Here is the first peer-reviewed paper that I ever published.

McLaughlin, Cavan. “The Dark Side of the Sun: The Great Beast, Monstrosity and Solar Narratives”. In Landscapes of Monstrosity, (Leiden, Niederlande: Brill, 2016) doi:


From Mega Therion, to The Great Beast 666 and even Little Sunshine, Aleister Crowley, the renowned occultist from the turn of the twentieth century, went by many names (and many more than those mentioned). Still to this day often hailed by some as ‘The Wickedest Man in the World’, he was among many things, a self-styled solar myth. All manner of deities have been accused of being ‘moral monsters’ and perhaps it is no surprise that making one’s personal goal the embodiment of solar mythos, Crowley’s life story itself is analogous of the problem of evil.
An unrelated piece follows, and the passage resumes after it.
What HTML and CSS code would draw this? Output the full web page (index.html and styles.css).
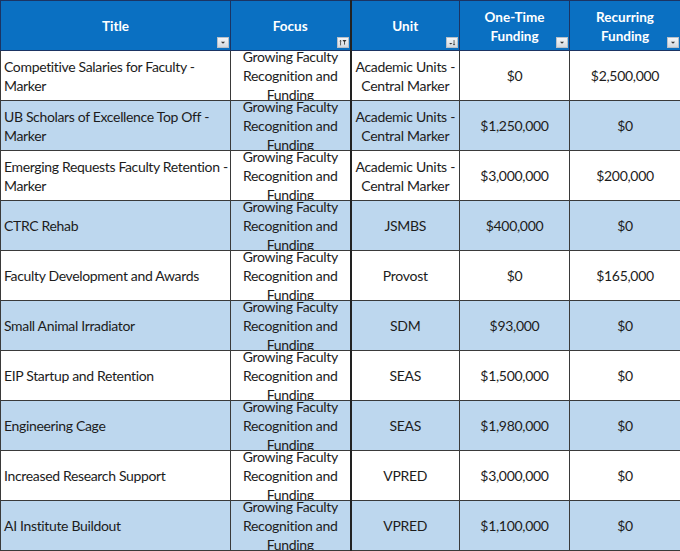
FILE: index.html
```html
<!DOCTYPE html>
<html>
<head>
<meta charset="utf-8">
<link rel="stylesheet" href="styles.css">
</head>
<body>
<table class="sheet">
  <colgroup>
    <col class="c-title"><col class="c-focus"><col class="c-unit"><col class="c-one"><col class="c-rec">
  </colgroup>
  <thead>
    <tr>
      <th><div class="hcell">Title<span class="fbtn"><svg viewBox="0 0 12 11"><path d="M3.5 4.5h5l-2.5 2.5z" fill="#333"/></svg></span></div></th>
      <th><div class="hcell">Focus<span class="fbtn"><svg viewBox="0 0 12 11"><path d="M3 3v6M2 4l1-1.2L4 4" stroke="#333" stroke-width="0.9" fill="none"/><path d="M5.3 2.5h5l-2 2.4v3.6l-1-.8v-2.8z" fill="#333"/></svg></span></div></th>
      <th class="thick"><div class="hcell">Unit<span class="fbtn"><svg viewBox="0 0 12 11"><path d="M2.5 6h4l-2 2z" fill="#333"/><path d="M8.5 2.5v6M7.5 7.5l1 1.2 1-1.2" stroke="#333" stroke-width="0.9" fill="none"/></svg></span></div></th>
      <th><div class="hcell">One-Time<br>Funding<span class="fbtn"><svg viewBox="0 0 12 11"><path d="M3.5 4.5h5l-2.5 2.5z" fill="#333"/></svg></span></div></th>
      <th><div class="hcell">Recurring<br>Funding<span class="fbtn"><svg viewBox="0 0 12 11"><path d="M3.5 4.5h5l-2.5 2.5z" fill="#333"/></svg></span></div></th>
    </tr>
  </thead>
  <tbody>
    <tr><td><div class="cell left">Competitive Salaries for Faculty - Marker</div></td><td><div class="cell">Growing Faculty Recognition and Funding</div></td><td class="thick"><div class="cell">Academic Units - Central Marker</div></td><td><div class="cell">$0</div></td><td><div class="cell">$2,500,000</div></td></tr>
    <tr class="alt"><td><div class="cell left">UB Scholars of Excellence Top Off - Marker</div></td><td><div class="cell">Growing Faculty Recognition and Funding</div></td><td class="thick"><div class="cell">Academic Units - Central Marker</div></td><td><div class="cell">$1,250,000</div></td><td><div class="cell">$0</div></td></tr>
    <tr><td><div class="cell left">Emerging Requests Faculty Retention - Marker</div></td><td><div class="cell">Growing Faculty Recognition and Funding</div></td><td class="thick"><div class="cell">Academic Units - Central Marker</div></td><td><div class="cell">$3,000,000</div></td><td><div class="cell">$200,000</div></td></tr>
    <tr class="alt"><td><div class="cell left">CTRC Rehab</div></td><td><div class="cell">Growing Faculty Recognition and Funding</div></td><td class="thick"><div class="cell">JSMBS</div></td><td><div class="cell">$400,000</div></td><td><div class="cell">$0</div></td></tr>
    <tr><td><div class="cell left">Faculty Development and Awards</div></td><td><div class="cell">Growing Faculty Recognition and Funding</div></td><td class="thick"><div class="cell">Provost</div></td><td><div class="cell">$0</div></td><td><div class="cell">$165,000</div></td></tr>
    <tr class="alt"><td><div class="cell left">Small Animal Irradiator</div></td><td><div class="cell">Growing Faculty Recognition and Funding</div></td><td class="thick"><div class="cell">SDM</div></td><td><div class="cell">$93,000</div></td><td><div class="cell">$0</div></td></tr>
    <tr><td><div class="cell left">EIP Startup and Retention</div></td><td><div class="cell">Growing Faculty Recognition and Funding</div></td><td class="thick"><div class="cell">SEAS</div></td><td><div class="cell">$1,500,000</div></td><td><div class="cell">$0</div></td></tr>
    <tr class="alt"><td><div class="cell left">Engineering Cage</div></td><td><div class="cell">Growing Faculty Recognition and Funding</div></td><td class="thick"><div class="cell">SEAS</div></td><td><div class="cell">$1,980,000</div></td><td><div class="cell">$0</div></td></tr>
    <tr><td><div class="cell left">Increased Research Support</div></td><td><div class="cell">Growing Faculty Recognition and Funding</div></td><td class="thick"><div class="cell">VPRED</div></td><td><div class="cell">$3,000,000</div></td><td><div class="cell">$0</div></td></tr>
    <tr class="alt"><td><div class="cell left">AI Institute Buildout</div></td><td><div class="cell">Growing Faculty Recognition and Funding</div></td><td class="thick"><div class="cell">VPRED</div></td><td><div class="cell">$1,100,000</div></td><td><div class="cell">$0</div></td></tr>
  </tbody>
</table>
</body>
</html>
```

FILE: styles.css
```css
html, body {
  margin: 0;
  padding: 0;
  background: #ffffff;
}

.sheet {
  border-collapse: collapse;
  table-layout: fixed;
  width: 680px;
  font-family: Lato, "Open Sans", sans-serif;
  font-size: 14px;
  color: #1c1c1c;
}

.c-title { width: 230px; }
.c-focus { width: 120px; }
.c-unit { width: 109px; }
.c-one { width: 110px; }
.c-rec { width: 111px; }

.sheet th,
.sheet td {
  padding: 0;
  border: 1px solid #3a3a3a;
  vertical-align: middle;
}

.sheet th {
  background: #0a70c2;
  border-color: #1b3463;
  color: #ffffff;
  font-weight: bold;
  font-size: 13.5px;
}

.sheet th.thick,
.sheet td.thick {
  border-left: 2px solid #222;
}

.hcell {
  position: relative;
  height: 49px;
  display: flex;
  align-items: center;
  justify-content: center;
  text-align: center;
  line-height: 19px;
  padding-top: 2px;
  box-sizing: border-box;
}

.fbtn {
  position: absolute;
  right: 1px;
  bottom: 2px;
  width: 12px;
  height: 11px;
  background: linear-gradient(#f4f6f8, #d4d9df);
  border: 1px solid #b9c0c8;
  box-sizing: border-box;
  display: flex;
}

.fbtn svg {
  width: 100%;
  height: 100%;
}

.cell {
  height: 49px;
  overflow: hidden;
  display: flex;
  align-items: center;
  justify-content: center;
  text-align: center;
  line-height: 19px;
  letter-spacing: -0.3px;
  padding: 0 3px;
  box-sizing: border-box;
}

.cell.left {
  justify-content: flex-start;
  text-align: left;
  padding: 0 0 0 3px;
  letter-spacing: -0.34px;
}

.sheet tr.alt td {
  background: #bdd7ee;
}
```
The will to power has often been a philosophy courted by those attracted to the dark and chthonic aspects of the divine. However, as diametrically opposed to the chthonic as the sun appears to be, the sun is in truth dual, with its own dark side. It is the giver of life and light, but equally, can bring suffering, pain and even death. The sun is, by its very nature, amoral, so if every man and every woman truly is a star, perhaps the search for transcendence could make monsters of us all.